On an Island off the Coast

ime
and space are different here in Manhattanland. Maybe the
population density is so extreme that we've got some kind of
black hole effect going on here.
We live on an island about the size of the
Midwestern community I grew up in. That city of the flatlands had a
population of around 100,000. Here, we measure in the millions. The
average human density of a single city block is in the thousands. You
could bike the ten mile length of my hometown from end to end in an
hour. Anybody want to try biking the length of Manhattan? It could be a
lifetime's profession. Just going cross-town is a feat akin to mounting
Everest without an oxygen mask.
In my flatland hometown, you expect pizza
delivery in under 30 minutes. Here, you can get food from any cuisine of
the world in about 15 minutes. Things move fast here, right? So try
getting counter help. Ha! I tell you--ha!

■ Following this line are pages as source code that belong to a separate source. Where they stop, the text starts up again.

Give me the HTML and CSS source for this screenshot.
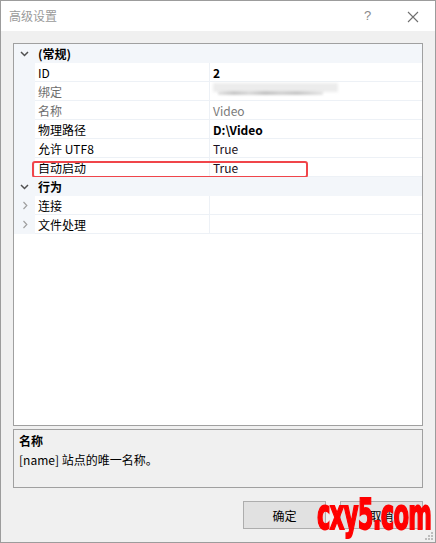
FILE: index.html
```html
<!DOCTYPE html>
<html>
<head>
<meta charset="utf-8">
<link rel="stylesheet" href="styles.css">
</head>
<body>
<div class="window">
  <div class="titlebar">
    <span class="title">高级设置</span>
    <span class="help">?</span>
    <svg class="close" width="12" height="12" viewBox="0 0 12 12"><path d="M1 1 L11 11 M11 1 L1 11" stroke="#6f6f6f" stroke-width="1.1" fill="none"/></svg>
  </div>
  <div class="content">
    <div class="grid">
      <div class="row cat">
        <div class="gutter"><svg class="chev-down" width="9" height="6" viewBox="0 0 9 6"><path d="M1 1 L4.5 4.5 L8 1" stroke="#505050" stroke-width="1.5" fill="none"/></svg></div>
        <div class="catname">(常规)</div>
      </div>
      <div class="row">
        <div class="gutter"></div>
        <div class="label">ID</div>
        <div class="value bold">2</div>
      </div>
      <div class="row">
        <div class="gutter"></div>
        <div class="label dim">绑定</div>
        <div class="value"><span class="blur1"></span><span class="blur2"></span></div>
      </div>
      <div class="row">
        <div class="gutter"></div>
        <div class="label dim">名称</div>
        <div class="value dim">Video</div>
      </div>
      <div class="row">
        <div class="gutter"></div>
        <div class="label">物理路径</div>
        <div class="value bold">D:\Video</div>
      </div>
      <div class="row">
        <div class="gutter"></div>
        <div class="label">允许 UTF8</div>
        <div class="value">True</div>
      </div>
      <div class="row">
        <div class="gutter"></div>
        <div class="label">自动启动</div>
        <div class="value">True</div>
        <div class="highlight"></div>
      </div>
      <div class="row cat">
        <div class="gutter"><svg class="chev-down" width="9" height="6" viewBox="0 0 9 6"><path d="M1 1 L4.5 4.5 L8 1" stroke="#505050" stroke-width="1.5" fill="none"/></svg></div>
        <div class="catname">行为</div>
      </div>
      <div class="row">
        <div class="gutter"><svg class="chev-right" width="6" height="9" viewBox="0 0 6 9"><path d="M1.5 1 L4.8 4.5 L1.5 8" stroke="#a0a0a0" stroke-width="1.2" fill="none"/></svg></div>
        <div class="label">连接</div>
        <div class="value"></div>
      </div>
      <div class="row">
        <div class="gutter"><svg class="chev-right" width="6" height="9" viewBox="0 0 6 9"><path d="M1.5 1 L4.8 4.5 L1.5 8" stroke="#a0a0a0" stroke-width="1.2" fill="none"/></svg></div>
        <div class="label">文件处理</div>
        <div class="value"></div>
      </div>
    </div>
    <div class="desc">
      <div class="desc-title">名称</div>
      <div class="desc-text">[name] 站点的唯一名称。</div>
    </div>
    <div class="buttons">
      <button class="btn">确定</button>
      <button class="btn">取消</button>
      <div class="watermark">cxy5.com</div>
      <svg class="grip" width="9" height="9" viewBox="0 0 9 9">
        <rect x="6" y="0" width="2" height="2" fill="#bdbdbd"/>
        <rect x="3" y="3" width="2" height="2" fill="#bdbdbd"/>
        <rect x="6" y="3" width="2" height="2" fill="#bdbdbd"/>
        <rect x="0" y="6" width="2" height="2" fill="#bdbdbd"/>
        <rect x="3" y="6" width="2" height="2" fill="#bdbdbd"/>
        <rect x="6" y="6" width="2" height="2" fill="#bdbdbd"/>
      </svg>
    </div>
  </div>
</div>
</body>
</html>
```
FILE: styles.css
```css
html, body {
  margin: 0;
  padding: 0;
}
body {
  width: 436px;
  height: 543px;
  overflow: hidden;
  font-family: "Noto Sans CJK SC", "Noto Sans", sans-serif;
  font-size: 12px;
  color: #000;
}
.window {
  box-sizing: border-box;
  width: 436px;
  height: 543px;
  border: 1px solid #9c9c9c;
  background: #f0f0f0;
  display: flex;
  flex-direction: column;
  position: relative;
  overflow: hidden;
}
.titlebar {
  height: 30px;
  background: #fff;
  display: flex;
  align-items: center;
  position: relative;
}
.title {
  margin-left: 8px;
  font-size: 12px;
  color: #9a9a9a;
  line-height: 14px;
}
.help {
  position: absolute;
  left: 363px;
  top: 7px;
  color: #8a8a8a;
  font-family: "Liberation Sans", sans-serif;
  font-size: 13px;
}
.close {
  position: absolute;
  left: 406px;
  top: 10px;
}
.content {
  padding: 12px 12px 0 12px;
  display: flex;
  flex-direction: column;
}
.grid {
  box-sizing: border-box;
  height: 383px;
  border: 1px solid #a0a0a0;
  background: #fff;
}
.row {
  display: flex;
  height: 19px;
  position: relative;
}
.gutter {
  width: 21px;
  flex: none;
  background: #f3f6fa;
  display: flex;
  align-items: center;
  justify-content: center;
}
.cat {
  background: #f3f6fa;
}
.catname {
  padding-left: 3px;
  font-weight: bold;
  line-height: 20px;
}
.label {
  box-sizing: border-box;
  width: 175px;
  flex: none;
  padding-left: 3px;
  line-height: 20px;
  height: 19px;
  border-bottom: 1px solid #edf1f6;
  border-right: 1px solid #edf1f6;
  white-space: nowrap;
}
.value {
  flex: 1;
  padding-left: 3px;
  line-height: 20px;
  height: 18px;
  border-bottom: 1px solid #edf1f6;
  position: relative;
  color: #1a1020;
}
.dim {
  color: #6d6d6d;
}
.value.dim {
  color: #7a7a7a;
}
.bold {
  font-weight: bold;
  color: #000;
}
.blur1 {
  position: absolute;
  left: 3px;
  top: 1px;
  width: 125px;
  height: 9px;
  background: #ececec;
  filter: blur(1.5px);
}
.blur2 {
  position: absolute;
  left: 8px;
  top: 9px;
  width: 105px;
  height: 4px;
  background: linear-gradient(90deg, #e4e4e4 0%, #c8c8c8 15%, #dadada 30%, #c4c4c4 45%, #d2d2d2 60%, #c8c8c8 75%, #e6e6e6 100%);
  filter: blur(1px);
}
.highlight {
  position: absolute;
  left: 18px;
  top: 3px;
  width: 272px;
  height: 13px;
  border: 2px solid #f0454a;
  border-radius: 3px;
}
.desc {
  box-sizing: border-box;
  margin-top: 3px;
  height: 59px;
  border: 1px solid #a0a0a0;
  padding: 2px 5px;
}
.desc-title {
  font-weight: bold;
  line-height: 18px;
}
.desc-text {
  line-height: 20px;
}
.buttons {
  margin-top: 13px;
  display: flex;
  justify-content: flex-end;
  gap: 14px;
  position: relative;
}
.btn {
  box-sizing: border-box;
  width: 83px;
  height: 28px;
  background: #e1e1e1;
  border: 1px solid #adadad;
  font-family: "Noto Sans CJK SC", sans-serif;
  font-size: 12px;
  color: #000;
  padding: 0;
  margin: 0;
}
.watermark {
  position: absolute;
  left: 304px;
  top: -7px;
  color: #ff0000;
  font-family: "DejaVu Sans Condensed", "Liberation Sans Narrow", sans-serif;
  font-weight: bold;
  font-size: 36px;
  letter-spacing: -1px;
  line-height: 36px;
  white-space: nowrap;
  -webkit-text-stroke: 1.5px #ff0000;
  transform: scale(0.7, 1.18);
  transform-origin: top left;
}
.grip {
  position: absolute;
  right: -11px;
  top: 31px;
}
```
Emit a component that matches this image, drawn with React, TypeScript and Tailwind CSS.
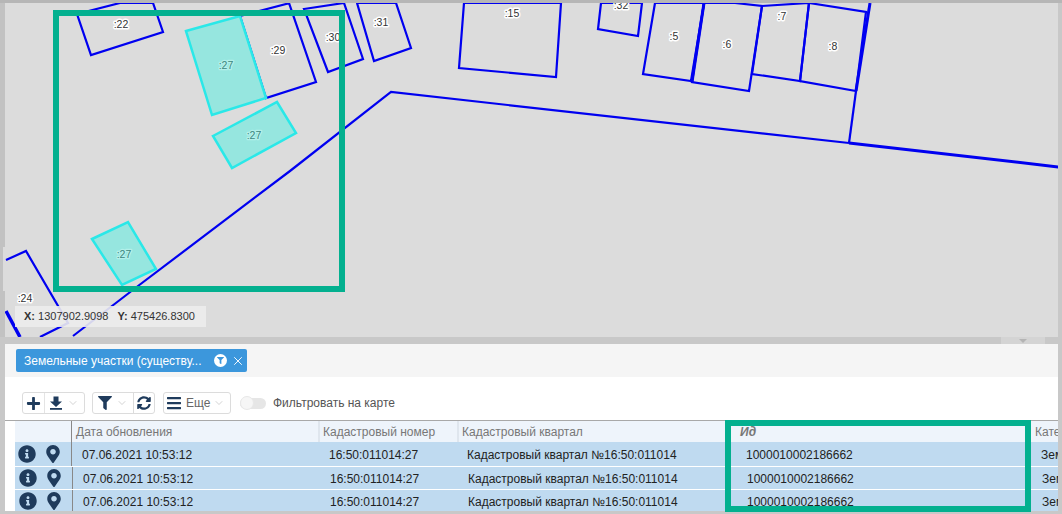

The Manhattan sense of time is like the joke
about the impatient guy and the microwave. He said, "Come ON! I
don't have all SECOND!"
Yet everywhere we go, we wait in lines longer
than at toilet paper sales in Russia during the Breshnev-era. And,
inevitably, people arrive to any party, opening, or dinner an hour late.
You can set your clock by it.
People talk a mile a minute and walk a clip that
would embarrass the mechanical rabbit at a dog race. They chat on the
phone while typing on the computer and...wait, that's my second line.
Can you hold? All this is at home! Life at the office is even more
hectic.
Actually trying to get anything DONE is another
story. The bureaucracy has grown as convoluted as that of an old world
European government. Dealing with the Post Office is like talking to a
French official. After you get past the language barrier, it's still
impossible to understand what the rules and regulations mean.
Oh, and try to get a plumber, carpenter, or
electrician to come to do a job. And once they come, try even harder to
get them to FINISH the job. It's life underwater, where all movement is
slow and sensuous. It's a cheap science fiction movie, where the scenes
are shot in slow motion to make it look like zero gravity movement. It's
like the classical fable of Sisyphus, no wait, the eighth labor of
Hercules--no, I got it! It's like the paradox of Xeno's race, where no
distance can be crossed because you must first cross half that distance
and then half the remaining distance, then half the remaining distance,
and so on until you're splitting molecules in half, then atoms, then
quantum particles...the paradox wasn't solved until the '50 when the
mathematics of relative infinities were developed. Unfortunately, my
contractor has a weak grasp of quantum physics. To hear him talk,
replastering a wall is far more complicated, in any event.
But then again, go to 14th street if you're in a
buying mood. They swarm over you and, in an imaginative version of
English, offer you every assistance possible, eager to get you to spend
ten dollars on an item that would cost 50 or 100 anywhere else in the
city. And once your money is out, they are eager to grab it and complete
the sale. In a larger, posher shops, they seem to have no interest in
making money. Getting you your change seems to be an excruciatingly
exhausting proposition.
The restaurants in this burg are as good with
time as the hustlers on 14th street. In France, getting the first course
can take three hours. Here, a good--and I mean REALLY good--French meal
is over and done with as fast as you like. They like to clear those
tables! They'll snatch your plate out from under you as you're lifting
your final forkful to your mouth. Those waiters must subsist on a diet
of thick rich sauces laced with Benzedrine.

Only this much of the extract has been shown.